Campaigners for Gary McKinnon are looking to deputy prime minister Nick Clegg to help break the deadlock in his extradition case, as the Nasa hacker deals with a withdrawal of funding for his psychiatric care.

Gary McKinnon Clegg

Hacker Gary McKinnon's campaigners hope deputy prime minister Nick Clegg will help the extradition case. Photo credit: Tom Espiner

Clegg's office confirmed on Tuesday that Janis Sharp, McKinnon's mother and campaigner, asked for a meeting with the Liberal Democrat leader earlier in February.

"We've received a request and will respond shortly," a spokeswoman for the deputy prime minister said.

Before the election, the Liberal Democrats said they would support McKinnon in his bid to avoid extradition to the US on hacking charges. After the general election in May, however, Clegg said the government may lack the powers to intervene.

McKinnon has been kept waiting for the next stage in his fight against extradition since November, when the Home Office asked for a fresh independent assessment of McKinnon's mental state. Despite ongoing discussions between McKinnon's supporters and the government, a psychiatrist has not been assigned yet to conduct the examination.

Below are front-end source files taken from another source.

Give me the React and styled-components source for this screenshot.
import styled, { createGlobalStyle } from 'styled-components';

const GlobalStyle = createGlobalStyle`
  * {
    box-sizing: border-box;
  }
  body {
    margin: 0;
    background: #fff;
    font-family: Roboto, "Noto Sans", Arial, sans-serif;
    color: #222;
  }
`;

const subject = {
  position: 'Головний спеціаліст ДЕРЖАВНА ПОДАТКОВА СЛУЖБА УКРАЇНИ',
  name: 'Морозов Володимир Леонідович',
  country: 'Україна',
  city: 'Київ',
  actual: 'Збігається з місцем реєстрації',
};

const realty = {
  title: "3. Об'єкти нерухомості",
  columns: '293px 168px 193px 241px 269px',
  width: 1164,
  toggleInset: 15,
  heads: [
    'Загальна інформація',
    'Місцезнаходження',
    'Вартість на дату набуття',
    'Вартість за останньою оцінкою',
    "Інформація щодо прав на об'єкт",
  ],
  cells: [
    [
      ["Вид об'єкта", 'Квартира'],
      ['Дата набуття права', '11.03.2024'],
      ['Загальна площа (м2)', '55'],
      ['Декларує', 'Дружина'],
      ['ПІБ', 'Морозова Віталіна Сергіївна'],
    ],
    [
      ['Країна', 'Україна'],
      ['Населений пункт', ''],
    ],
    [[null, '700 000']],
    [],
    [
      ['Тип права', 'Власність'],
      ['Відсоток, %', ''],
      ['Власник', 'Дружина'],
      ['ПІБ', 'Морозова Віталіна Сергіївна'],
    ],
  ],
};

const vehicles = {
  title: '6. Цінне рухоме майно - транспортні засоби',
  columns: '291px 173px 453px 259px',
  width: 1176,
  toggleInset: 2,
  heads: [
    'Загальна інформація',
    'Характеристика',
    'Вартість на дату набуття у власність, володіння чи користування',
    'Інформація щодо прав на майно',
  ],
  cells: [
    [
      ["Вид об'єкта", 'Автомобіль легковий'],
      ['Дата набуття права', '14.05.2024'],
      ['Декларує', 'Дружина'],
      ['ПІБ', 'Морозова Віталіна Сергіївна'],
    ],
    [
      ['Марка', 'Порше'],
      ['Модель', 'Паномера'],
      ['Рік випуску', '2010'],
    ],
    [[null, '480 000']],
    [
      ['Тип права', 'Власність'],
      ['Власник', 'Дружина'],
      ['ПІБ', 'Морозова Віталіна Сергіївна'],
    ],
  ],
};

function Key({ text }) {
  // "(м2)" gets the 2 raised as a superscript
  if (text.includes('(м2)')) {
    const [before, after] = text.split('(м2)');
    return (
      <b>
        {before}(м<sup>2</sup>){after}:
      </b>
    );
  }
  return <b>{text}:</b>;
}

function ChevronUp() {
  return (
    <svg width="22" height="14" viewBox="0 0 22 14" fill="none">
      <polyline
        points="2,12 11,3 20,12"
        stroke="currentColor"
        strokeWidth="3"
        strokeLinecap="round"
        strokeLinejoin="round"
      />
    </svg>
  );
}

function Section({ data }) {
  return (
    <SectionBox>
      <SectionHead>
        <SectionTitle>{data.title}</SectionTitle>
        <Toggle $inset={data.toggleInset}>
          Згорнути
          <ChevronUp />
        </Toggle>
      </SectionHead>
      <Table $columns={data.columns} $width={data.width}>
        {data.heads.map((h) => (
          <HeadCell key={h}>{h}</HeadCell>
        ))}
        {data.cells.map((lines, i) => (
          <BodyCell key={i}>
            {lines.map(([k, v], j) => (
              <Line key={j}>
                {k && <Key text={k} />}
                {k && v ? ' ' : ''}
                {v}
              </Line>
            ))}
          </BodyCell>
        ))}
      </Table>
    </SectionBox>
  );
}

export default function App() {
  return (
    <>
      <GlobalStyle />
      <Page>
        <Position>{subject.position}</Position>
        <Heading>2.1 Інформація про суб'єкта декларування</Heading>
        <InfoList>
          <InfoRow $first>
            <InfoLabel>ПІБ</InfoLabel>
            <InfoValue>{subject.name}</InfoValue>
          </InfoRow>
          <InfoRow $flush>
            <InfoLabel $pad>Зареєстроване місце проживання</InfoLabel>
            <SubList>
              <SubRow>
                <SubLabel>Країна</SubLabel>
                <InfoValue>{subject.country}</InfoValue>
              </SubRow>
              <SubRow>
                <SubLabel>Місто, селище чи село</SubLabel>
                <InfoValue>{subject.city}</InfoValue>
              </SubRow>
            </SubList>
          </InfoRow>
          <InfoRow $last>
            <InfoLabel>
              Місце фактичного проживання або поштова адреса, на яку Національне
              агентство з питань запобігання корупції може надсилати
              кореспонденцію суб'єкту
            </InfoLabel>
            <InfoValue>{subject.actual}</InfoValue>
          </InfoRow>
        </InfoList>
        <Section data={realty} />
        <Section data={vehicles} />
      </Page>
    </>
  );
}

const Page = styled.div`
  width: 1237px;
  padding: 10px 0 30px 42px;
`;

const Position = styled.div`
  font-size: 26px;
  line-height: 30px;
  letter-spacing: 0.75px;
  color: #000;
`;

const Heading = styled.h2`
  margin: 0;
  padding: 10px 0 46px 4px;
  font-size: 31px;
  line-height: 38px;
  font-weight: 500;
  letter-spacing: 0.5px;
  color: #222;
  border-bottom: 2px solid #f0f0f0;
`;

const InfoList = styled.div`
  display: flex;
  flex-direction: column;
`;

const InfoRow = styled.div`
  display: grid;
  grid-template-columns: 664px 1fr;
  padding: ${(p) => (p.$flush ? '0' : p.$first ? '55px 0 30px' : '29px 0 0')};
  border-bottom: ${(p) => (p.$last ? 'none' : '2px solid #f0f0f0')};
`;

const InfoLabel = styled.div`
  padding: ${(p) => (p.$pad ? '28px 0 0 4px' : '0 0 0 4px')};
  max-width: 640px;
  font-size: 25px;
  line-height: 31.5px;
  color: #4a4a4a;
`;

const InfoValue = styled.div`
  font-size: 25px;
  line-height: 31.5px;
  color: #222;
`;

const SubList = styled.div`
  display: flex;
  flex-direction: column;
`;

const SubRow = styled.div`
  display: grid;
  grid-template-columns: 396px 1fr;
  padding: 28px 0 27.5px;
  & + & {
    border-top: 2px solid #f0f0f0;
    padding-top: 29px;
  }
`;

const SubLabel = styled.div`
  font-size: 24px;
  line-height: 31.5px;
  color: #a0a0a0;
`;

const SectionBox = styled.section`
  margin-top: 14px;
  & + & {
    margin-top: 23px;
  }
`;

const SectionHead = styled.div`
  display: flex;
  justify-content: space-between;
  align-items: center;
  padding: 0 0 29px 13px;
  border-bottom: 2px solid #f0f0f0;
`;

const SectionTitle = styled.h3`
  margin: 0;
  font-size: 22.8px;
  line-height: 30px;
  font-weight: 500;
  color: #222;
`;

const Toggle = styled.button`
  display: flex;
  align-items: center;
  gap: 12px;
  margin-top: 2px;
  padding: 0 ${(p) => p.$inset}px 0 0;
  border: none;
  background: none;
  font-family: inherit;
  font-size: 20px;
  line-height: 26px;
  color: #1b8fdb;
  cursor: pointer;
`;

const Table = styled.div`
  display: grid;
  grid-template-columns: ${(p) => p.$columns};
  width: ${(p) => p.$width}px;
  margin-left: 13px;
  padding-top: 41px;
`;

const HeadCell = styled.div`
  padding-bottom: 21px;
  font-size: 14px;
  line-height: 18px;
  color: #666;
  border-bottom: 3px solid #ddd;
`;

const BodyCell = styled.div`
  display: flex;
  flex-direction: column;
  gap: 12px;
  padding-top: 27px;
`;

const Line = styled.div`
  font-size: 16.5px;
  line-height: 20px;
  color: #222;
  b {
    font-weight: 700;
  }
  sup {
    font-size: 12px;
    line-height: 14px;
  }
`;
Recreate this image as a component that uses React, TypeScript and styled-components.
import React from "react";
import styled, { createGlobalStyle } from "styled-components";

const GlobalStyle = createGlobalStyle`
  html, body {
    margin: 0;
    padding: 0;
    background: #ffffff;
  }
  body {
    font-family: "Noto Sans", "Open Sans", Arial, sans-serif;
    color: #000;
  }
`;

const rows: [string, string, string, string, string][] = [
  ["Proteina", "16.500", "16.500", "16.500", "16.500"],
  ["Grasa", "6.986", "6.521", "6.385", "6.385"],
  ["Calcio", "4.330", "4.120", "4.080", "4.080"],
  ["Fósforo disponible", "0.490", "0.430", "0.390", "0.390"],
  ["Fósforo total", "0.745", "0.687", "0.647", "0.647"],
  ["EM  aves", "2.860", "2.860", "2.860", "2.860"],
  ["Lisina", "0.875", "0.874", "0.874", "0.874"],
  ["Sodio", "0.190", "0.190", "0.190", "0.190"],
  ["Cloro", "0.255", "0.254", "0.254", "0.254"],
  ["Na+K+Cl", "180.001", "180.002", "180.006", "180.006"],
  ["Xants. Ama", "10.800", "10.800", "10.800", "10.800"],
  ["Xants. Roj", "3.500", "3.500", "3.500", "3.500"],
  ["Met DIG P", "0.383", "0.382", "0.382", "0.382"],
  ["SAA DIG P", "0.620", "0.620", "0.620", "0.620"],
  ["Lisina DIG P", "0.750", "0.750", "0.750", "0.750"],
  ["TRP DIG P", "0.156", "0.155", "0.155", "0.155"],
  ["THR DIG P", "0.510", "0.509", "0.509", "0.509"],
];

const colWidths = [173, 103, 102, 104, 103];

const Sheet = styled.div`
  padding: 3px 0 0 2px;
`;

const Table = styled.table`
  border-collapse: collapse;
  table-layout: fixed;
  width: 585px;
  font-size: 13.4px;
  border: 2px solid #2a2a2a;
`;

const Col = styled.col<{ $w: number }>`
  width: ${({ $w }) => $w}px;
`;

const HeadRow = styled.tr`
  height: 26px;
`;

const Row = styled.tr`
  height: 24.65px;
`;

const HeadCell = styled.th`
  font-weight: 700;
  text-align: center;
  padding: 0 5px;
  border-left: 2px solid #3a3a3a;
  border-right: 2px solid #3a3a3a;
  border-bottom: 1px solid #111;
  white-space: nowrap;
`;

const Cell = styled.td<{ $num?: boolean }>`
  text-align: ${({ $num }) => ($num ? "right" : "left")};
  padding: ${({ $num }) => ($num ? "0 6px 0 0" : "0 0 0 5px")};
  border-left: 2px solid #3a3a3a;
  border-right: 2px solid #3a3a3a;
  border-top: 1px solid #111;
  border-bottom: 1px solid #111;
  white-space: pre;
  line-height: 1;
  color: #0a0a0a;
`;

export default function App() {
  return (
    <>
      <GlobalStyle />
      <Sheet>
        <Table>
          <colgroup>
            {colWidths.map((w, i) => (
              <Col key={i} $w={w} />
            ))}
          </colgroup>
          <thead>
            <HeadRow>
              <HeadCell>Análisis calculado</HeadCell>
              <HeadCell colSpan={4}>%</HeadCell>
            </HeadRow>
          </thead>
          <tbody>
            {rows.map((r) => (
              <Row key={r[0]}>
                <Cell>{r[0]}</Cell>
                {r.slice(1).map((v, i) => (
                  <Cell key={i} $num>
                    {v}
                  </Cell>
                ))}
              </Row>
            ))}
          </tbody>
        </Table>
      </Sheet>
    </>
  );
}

Gary does not deserve either a real or a virtual death sentence, whether by suicide or by damage to his mental health.
– Janis Sharp

McKinnon has been diagnosed with Asperger's syndrome, a condition on the autism spectrum. He is suffering from depression at the prospect of extradition and has been diagnosed as being at risk of suicide by experts. A report by former Home Office psychiatrist professor Declan Murphy in November found that McKinnon was likely to be more at risk of suicide due to his disorder.

"The greater contribution to Gary's suicide risk is his ASD [autism spectrum disorder]. That is, he now has a fixed autistic-like idea — which is currently unshakeable — that his best outcome is to take his own life," Murphy said in the report.

NHS funding for psychiatric care for McKinnon has been withdrawn by Haringey Teaching Primary Care Trust (PCT) as a result of government cuts, Sharp said in an email interview.

Pink Floyd guitarist David Gilmour has offered to pay for McKinnon's psychiatric treatment, according to Sharp. The musician is already donating royalties from his Metallic Spheres collaboration with ambient electronica band The Orb to pro-McKinnon campaigns.

"David Gilmour is now making a charitable donation from his royalties to pay for Gary's continued psychiatric treatment under professor Jeremy Turk," Sharp said.

McKinnon has been involved with the police and courts over the hacking for nine years, and this has had an appreciable impact on his health, she added.

"Gary does not deserve either a real or a virtual death sentence, whether by suicide or by irrecoverable damage to his mental health, for a crime that the Crown Prosecution Service told him would attract a six-month community service sentence in the UK," she said.